Development continued as the benefits of a military hovercraft were discovered. These vehicles could traverse almost any terrain because of its air cushion, including land, water, and ice. Hovercraft were also given a rubberized skirt to hold the air cushion on uneven ground.
The hovercraft saw the most action in the U.S. military during the Vietnam War as a patrol unit. The hovercraft’s unique ability to travel on water and land proved useful in the reedy parts of Vietnam. Today, the military hovercraft serves a limited purpose. The Landing Craft Air Cushion (LCAC) hovercraft has been developed for the U.S. Navy to serve as a connector between ships at sea and land bases. These military hovercraft primarily transport weapons and other military surplus to naval ships. Military hovercraft are also used in the Coast Guard for patrolling duties.
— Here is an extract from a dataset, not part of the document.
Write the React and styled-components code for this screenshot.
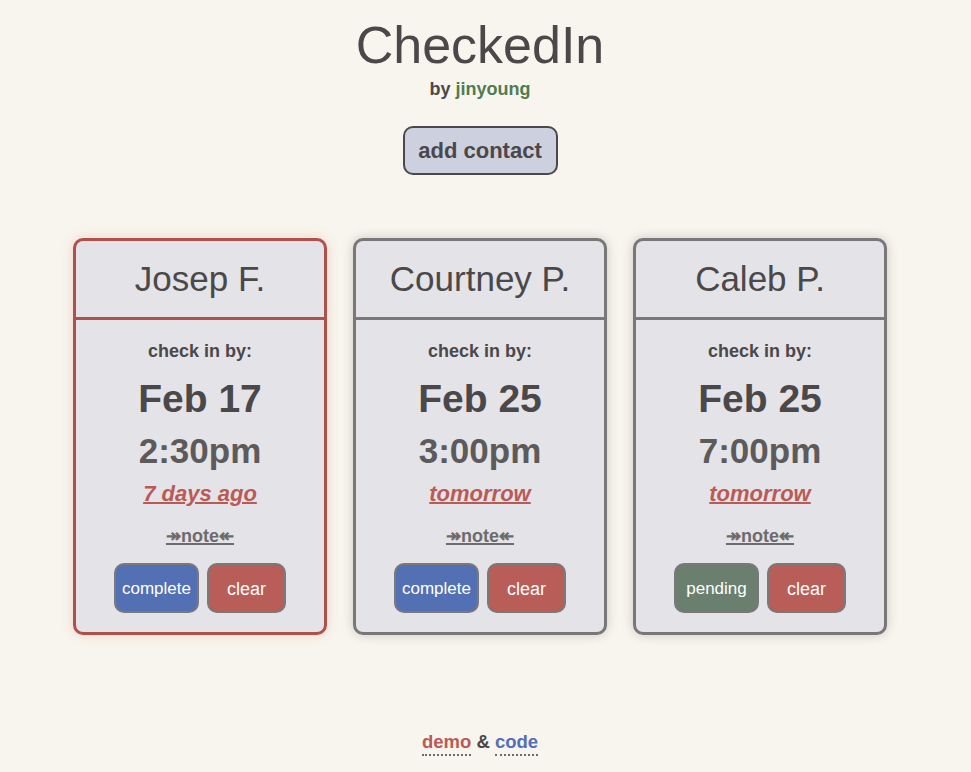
import React from "react";
import styled, { createGlobalStyle } from "styled-components";

const GlobalStyle = createGlobalStyle`
  body {
    margin: 0;
    background: #f8f5ee;
    font-family: "Liberation Sans", Arial, sans-serif;
    color: #4a4848;
  }
`;

const Page = styled.div`
  width: 960px;
  min-height: 772px;
  display: flex;
  flex-direction: column;
  align-items: center;
`;

const Title = styled.h1`
  margin: 14px 0 0;
  font-size: 52px;
  font-weight: normal;
  line-height: 62px;
  color: #4a4848;
`;

const Byline = styled.p`
  margin: 2px 0 0;
  font-size: 18px;
  font-weight: bold;
  line-height: 22px;
`;

const Green = styled.span`
  color: #4f7b51;
`;

const AddButton = styled.button`
  margin-top: 26px;
  width: 155px;
  height: 49px;
  background: #cdd0de;
  border: 2px solid #4a4848;
  border-radius: 10px;
  font-family: inherit;
  font-size: 22px;
  font-weight: bold;
  color: #4a4848;
  padding: 0;
`;

const CardRow = styled.div`
  display: flex;
  gap: 26px;
  margin-top: 63px;
`;

const Card = styled.div`
  width: 254px;
  height: 397px;
  box-sizing: border-box;
  background: #e3e3e8;
  border: 3px solid ${(p) => (p.$late ? "#b0504d" : "#797777")};
  border-radius: 10px;
  box-shadow: 0 0 12px ${(p) => (p.$late ? "rgba(200,120,80,0.25)" : "rgba(0,0,0,0.18)")};
  display: flex;
  flex-direction: column;
`;

const CardHead = styled.div`
  height: 79px;
  box-sizing: border-box;
  display: flex;
  align-items: center;
  justify-content: center;
  border-bottom: 3px solid ${(p) => (p.$late ? "#b0504d" : "#797777")};
  font-size: 35px;
  color: #4a4848;
`;

const CardBody = styled.div`
  display: flex;
  flex-direction: column;
  align-items: center;
  padding-top: 21px;
`;

const Label = styled.div`
  font-size: 18px;
  font-weight: bold;
  line-height: 20px;
`;

const DateText = styled.div`
  margin-top: 16px;
  font-size: 39px;
  font-weight: bold;
  line-height: 44px;
  color: #4a4848;
`;

const TimeText = styled.div`
  margin-top: 10px;
  font-size: 35px;
  font-weight: bold;
  line-height: 40px;
  color: #5c5a5a;
`;

const Relative = styled.a`
  margin-top: 10px;
  font-size: 22px;
  font-weight: bold;
  font-style: italic;
  line-height: 26px;
  color: #bb5a55;
  text-decoration: underline;
  text-decoration-thickness: 2px;
`;

const Note = styled.a`
  margin-top: 18px;
  font-size: 18px;
  font-weight: bold;
  line-height: 22px;
  color: #6d6b6b;
  text-decoration: underline;
  text-decoration-thickness: 2px;
`;

const Actions = styled.div`
  display: flex;
  gap: 8px;
  margin-top: 16px;
`;

const colors = {
  complete: "#5470b5",
  pending: "#6a7f6e",
  clear: "#b95d58",
};

const ActionButton = styled.button`
  height: 50px;
  width: ${(p) => (p.$kind === "clear" ? "79px" : "85px")};
  background: ${(p) => colors[p.$kind]};
  border: 2px solid #7a7878;
  border-radius: 10px;
  color: #fff;
  font-family: inherit;
  font-size: ${(p) => (p.$kind === "clear" ? "18px" : "17px")};
  padding: 2px 0 0;
`;

const Footer = styled.div`
  margin-top: auto;
  margin-bottom: 19px;
  font-size: 18.5px;
  font-weight: bold;
`;

const FootLink = styled.a`
  color: ${(p) => p.$color};
  text-decoration: none;
  border-bottom: 2px dotted #6d6b6b;
  padding-bottom: 2px;
`;

const contacts = [
  { name: "Josep F.", date: "Feb 17", time: "2:30pm", rel: "7 days ago", status: "complete", late: true },
  { name: "Courtney P.", date: "Feb 25", time: "3:00pm", rel: "tomorrow", status: "complete" },
  { name: "Caleb P.", date: "Feb 25", time: "7:00pm", rel: "tomorrow", status: "pending" },
];

export default function App() {
  return (
    <>
      <GlobalStyle />
      <Page>
        <Title>CheckedIn</Title>
        <Byline>
          by <Green>jinyoung</Green>
        </Byline>
        <AddButton>add contact</AddButton>
        <CardRow>
          {contacts.map((c) => (
            <Card key={c.name} $late={c.late}>
              <CardHead $late={c.late}>{c.name}</CardHead>
              <CardBody>
                <Label>check in by:</Label>
                <DateText>{c.date}</DateText>
                <TimeText>{c.time}</TimeText>
                <Relative>{c.rel}</Relative>
                <Note>↠note↞</Note>
                <Actions>
                  <ActionButton $kind={c.status}>{c.status}</ActionButton>
                  <ActionButton $kind="clear">clear</ActionButton>
                </Actions>
              </CardBody>
            </Card>
          ))}
        </CardRow>
        <Footer>
          <FootLink $color="#bb5a55">demo</FootLink> &amp;{" "}
          <FootLink $color="#5470b5">code</FootLink>
        </Footer>
      </Page>
    </>
  );
}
Many civilians own hovercraft for recreational or sporting purposes. You can build your own hovercraft with a kit, or buy one from a commercial supplier, such as Universal Hovercraft. I can remember my good friend Bill Wayne wanting to build his own when we were younger… Another interesting fact is that there are hovercraft clubs in Europe and the U.S. that have hovercraft racing events.
So you might not get to use a hovercraft like James Bond on a mission, but you can still get your own to enjoy.